Quietly wonderful, Dmitry Kemell’s “Toward the North Star” gives viewers a dreamy look at a hospital bed reimagined as a boat who sails flash with video projetctions.

Artist Gre Corbino gives us a forest of woven cardboard trees in his depiction of hope and the transformation of waste into renewal.

On another floor, red hearts; a spiky pink heart positioned on a river of shiny silver; and a draped orange fabric coccoon all indicate unique depictions of the emotion of love.

Installations about Fear include three stories told in video over the course of 14 minutes that are intense and even shocking, including a section about soldiers during the Iraqi war taking out the wrong car with a missile. Mysterious transparent figures inhabits another, dimly lit, room, some floating to the ceiling like lost souls, another in a walker, yet another with arms raised lying on a mattress-less hospital bed. in an installation by Mads Christensen (above).

What worked best were rooms that engaged the senses, taking the viewer on a journey into a world beyond hospital walls, or engaging hospital iconography in a new and fresh way. While not every room did this, and some emotions seemed to get shorter shrift than others, the installations that fully registered were fascinating, involving, startling, and in some cases completely unexpected and lovely, creating a valuable and meaningful exhibition overall.

The exhibit was organized by House of Art and Dreams, which frequently creates pop-up exhibitions, and ROYVA, a design studio specializing in immersive installations. As an exhibition space, St. Vincent’s was suitably a bit creepy as it exists in this liminal and transitional time before the building moves from abandoned hospital to a reimagined space focusing on behaviorial health and homelessness in the near future.

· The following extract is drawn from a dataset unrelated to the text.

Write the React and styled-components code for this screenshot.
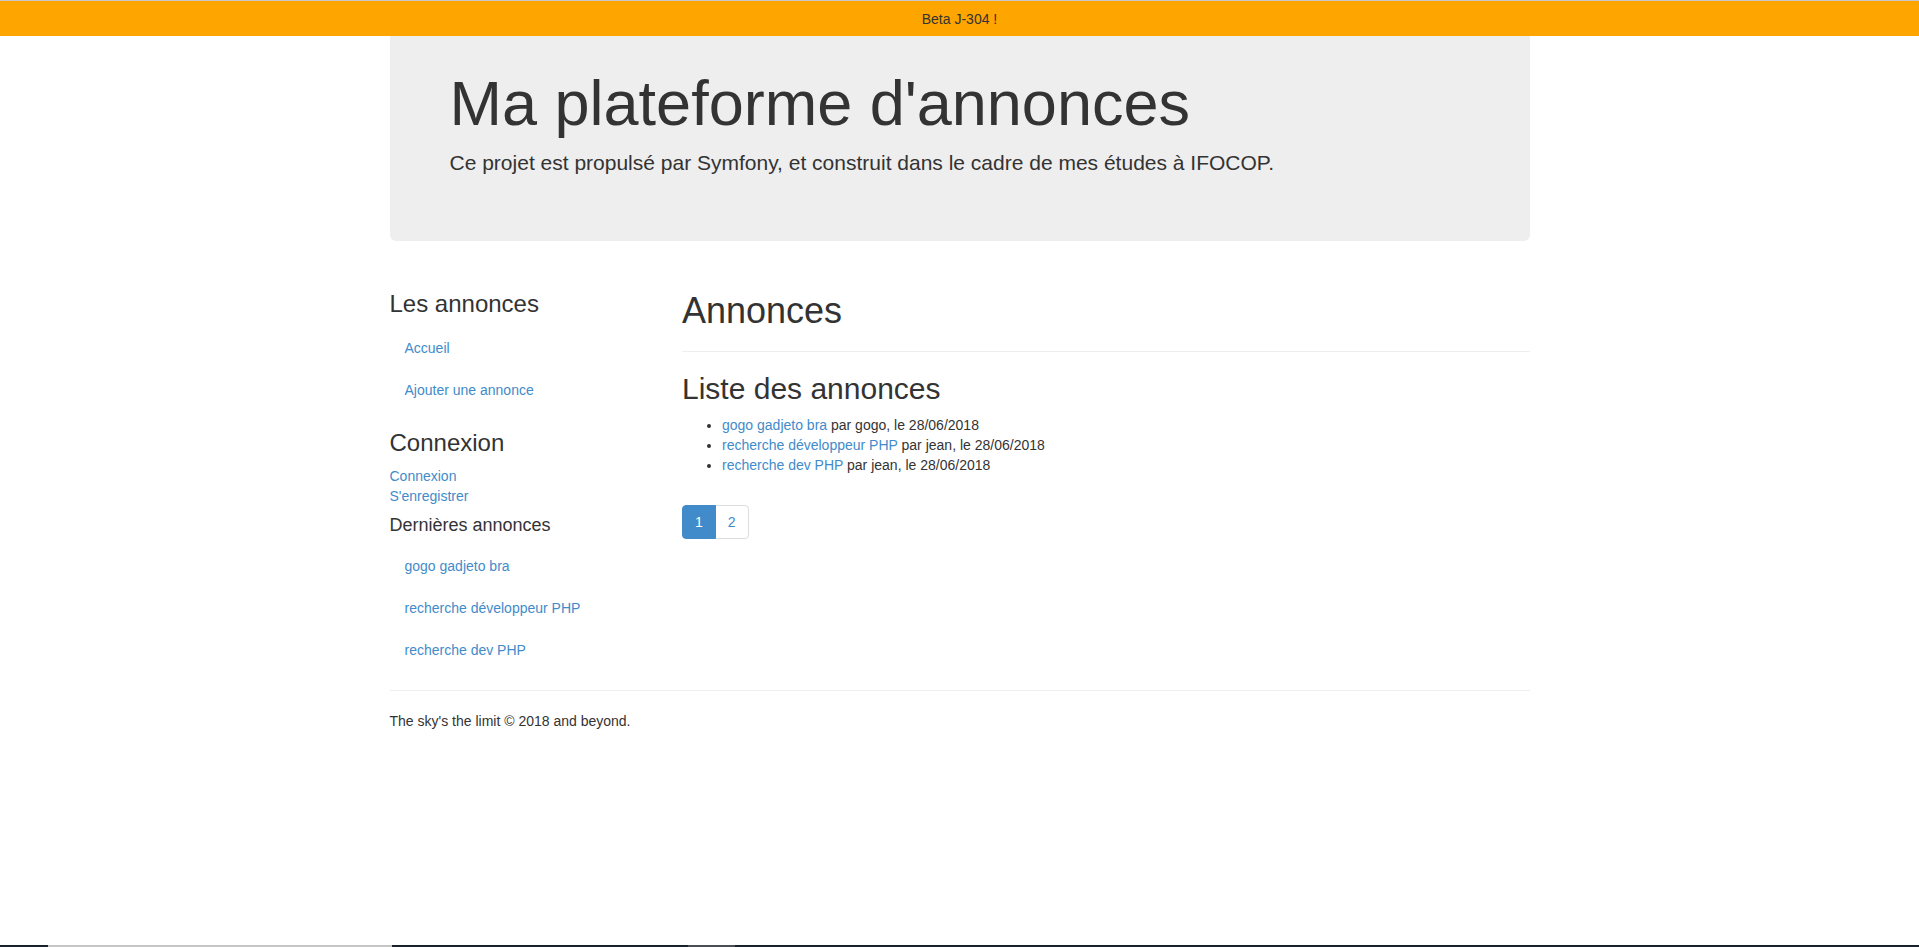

Ten years ago, in 2016, I visited another pop-up hospital art installation at what was once the Los Angeles Metropolitan Medical Center in West Adams, titled Human Condition (above). That medical art tour-de-force was curated by art advisor John Wolf,  and was centered on individual hospital spaces reimagined rather than on the emotions and feelings that such spaces might evoke. There was a cafeteria, a maternity ward, a psych ward, and even a morgue, all of which used the hospital setting as a stage in a dramatic artistic depiction of life itself, a “condition” that has no cure. We are all born, dream, imagine, are ill or healed, and eventualy die.

Hospital of Emotions made a fascinating comparison for me. In this iteration of a hospital-based art exhibition. Here, the focus is not on what empircally happens within those medical center walls to all of us inhabiting the human body, but rather on the emotions, feelings, and thoughts contained in our minds, hearts, and spirits.

It would be wonderful to someday see both installations combined in a true mind/body experience. For now, check out the vibrant and tactile flow of feelings on display in Hospital of Emotions, located at St. Vincents Hospital at 2131 West 3rd St in Los Angeles, and will be showing through August. Yes, you should go check yourself in.